At first I though this was just a feature request because it seems that allocatable ram usage is documented
https://bottlerocket.dev/en/os/1.31.x/api/settings/kubernetes/#kube-reserved
says memory_to_reserve = max_num_pods * 11 + 255
110*11 + 255 = 1465 ram to reserve, well that explains why I see only 288MB ram available.
But now I think it's a bug t4g.small can support a max of 11 pods so the bug is that the memory_to_reserve is using the wrong value of max_num_pods it's using 110 pods, when it should be using the instance specific max_num_pods documented in this table https://github.com/aws/amazon-vpc-cni-k8s/blob/master/misc/eni-max-pods.txt
so bottlerocket should have calculated 11*11 + 255 = 376MB ram to reserve, which would have lead to a value much similar to AL2023.

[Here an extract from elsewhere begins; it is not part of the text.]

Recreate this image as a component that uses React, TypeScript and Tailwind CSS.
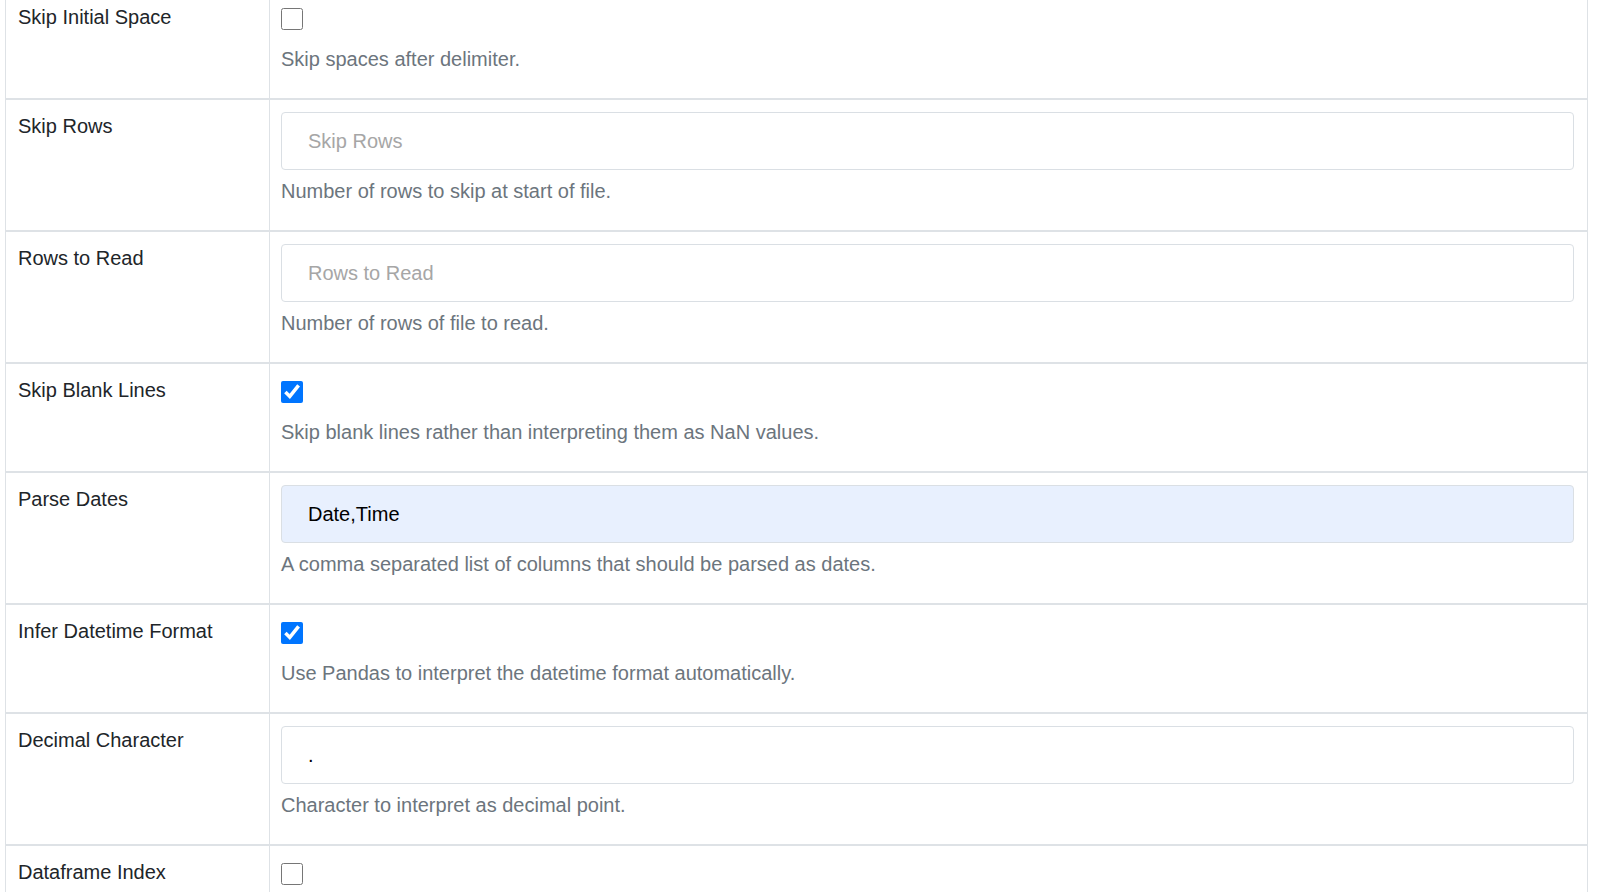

I read this issue then stumbled uppon an old issue where someone said Karpenter defaults to 110 when it doesn't know which instance type it's dealing with:
Karpenter simulates pod scheduling and provisions instances by discovering instance types from EC2 and binpacking pods onto the node. It uses a formula (14 * AttachableENICount) to compute the max pods value. It also binds the pods before the node comes online as an optimization. If Bottlerocket is unaware of a new instance type, it will default to MaxPods of 110, which is woefully short of the actual number of pods that can be scheduled using the AWS VPC CNI.

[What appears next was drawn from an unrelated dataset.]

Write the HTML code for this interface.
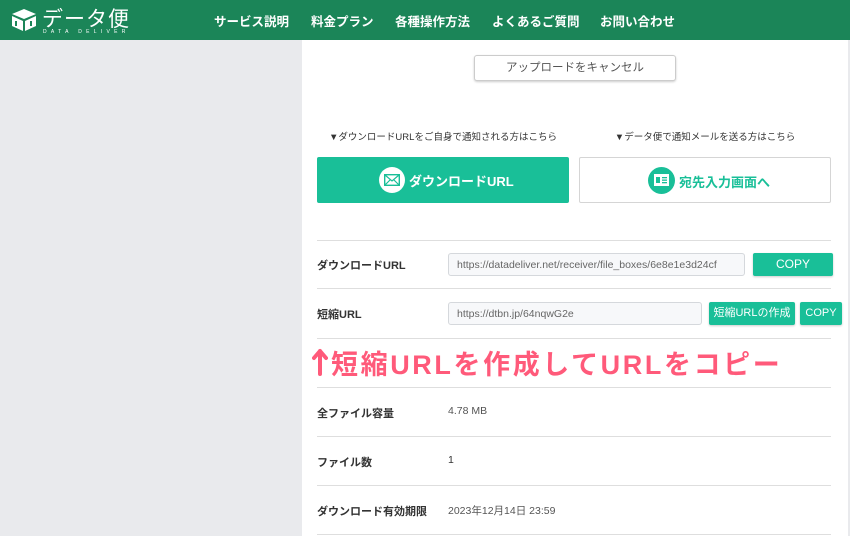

Note that the value is 11 in the docs for this instance type https://karpenter.sh/docs/reference/instance-types/#resources-791
Since you mentioned Karpenter, there's an important datapoint to mention (that I recently discovered after making this issue.)
- This issue doesn't show up for karpenter.sh, a bottlerocket t4g.small provisioned by karpenter is works fine, and correctly set max pods at 11.
- It was AWS CDK Managed Node Group provisioned bottlerocket t4g.small that incorrectly defaulted to 110 max pods, I was able to patch fix it with a userdata config override, to explicitly force max pods to be 11.
Another consideration is if you enable prefixes on the AWS VPC CNI, it defaults to 110 max pods also Not sure if this is used in this case but thought I would point it out
https://docs.aws.amazon.com/eks/latest/userguide/cni-increase-ip-addresses.html#cni-increase-ip-addresses-considerations
Since you mentioned Karpenter, there's an important datapoint to mention (that I recently discovered after making this issue.)
* This issue doesn't show up for karpenter.sh, a bottlerocket t4g.small provisioned by karpenter is works fine, and correctly set max pods at 11. * It was AWS CDK Managed Node Group provisioned bottlerocket t4g.small that incorrectly defaulted to 110 max pods, I was able to patch fix it with a userdata config override, to explicitly force max pods to be 11.
I can confirm your observations:
Both nodes are on the same VPC CNI controller with Prefixes enabled Installed with Aws Eks blueprints addons with terraform The one node is a t3a type, but I don't think that affects this
Karpenter node: beta.kubernetes.io/instance-type=t3a.small
Capacity:
cpu: 2
ephemeral-storage: 53182Mi
hugepages-1Gi: 0
hugepages-2Mi: 0
memory: 1935376Ki
pods: 8
Allocatable:
cpu: 1930m
ephemeral-storage: 49115090042
hugepages-1Gi: 0
hugepages-2Mi: 0
memory: 1481744Ki
pods: 8
EKS Managed node group node: beta.kubernetes.io/instance-type=t3.small
Capacity:
cpu: 2
ephemeral-storage: 31678Mi
hugepages-1Gi: 0
hugepages-2Mi: 0
memory: 1929232Ki
pods: 110
Allocatable:
cpu: 1930m
ephemeral-storage: 28821369602
hugepages-1Gi: 0
hugepages-2Mi: 0
memory: 326672Ki
pods: 110
I will try set max-pods-per-node in my node group
Thought I would mention that this issue https://github.com/bottlerocket-os/bottlerocket/issues/1721 gave a bit of background to the general issue
Specifically this comment https://github.com/bottlerocket-os/bottlerocket/issues/1721#issuecomment-2775407893
TL;DR - Amazon AMIs use a legacy pattern based on the old ENI IP limit and Docker with cgroup v1 as the runtime.
What I ended up doing is add extra boot args to my terraform that fine-tunes the settings for my case (t3a.small):
bootstrap_extra_args = <<-EOT
[settings.kubernetes]
"max-pods" = 24
[settings.kubernetes.kube-reserved]
cpu = "100m"
memory = "500Mi"
ephemeral-storage = "1Gi"
EOT
https://github.com/bottlerocket-os/bottlerocket/issues/1721#issuecomment-2739761932 is an example of what I may try in the karpenter EC2NodeClass to allow more than the old pod limits (8 pods on a t3.small is very low considering 3-4 of those are pods for the system and vpc/ebs/identity agent etc)
kubelet:
maxPods: 110
systemReserved:
cpu: 100m
memory: 100Mi
ephemeral-storage: 1Gi
kubeReserved:
cpu: 100m
memory: 1465Mi
ephemeral-storage: 1Gi
The only issue is karpenter launches various different instance types, so finding the correct setting for the above will take some discovery
not sure if this is related to this thread but we switched to Bottlerocket just yesterday, and suddenly OOM alert spiked to an all-time high. It was running fine in dev, but things went sideways in production. The only fix that worked was allocating more resources.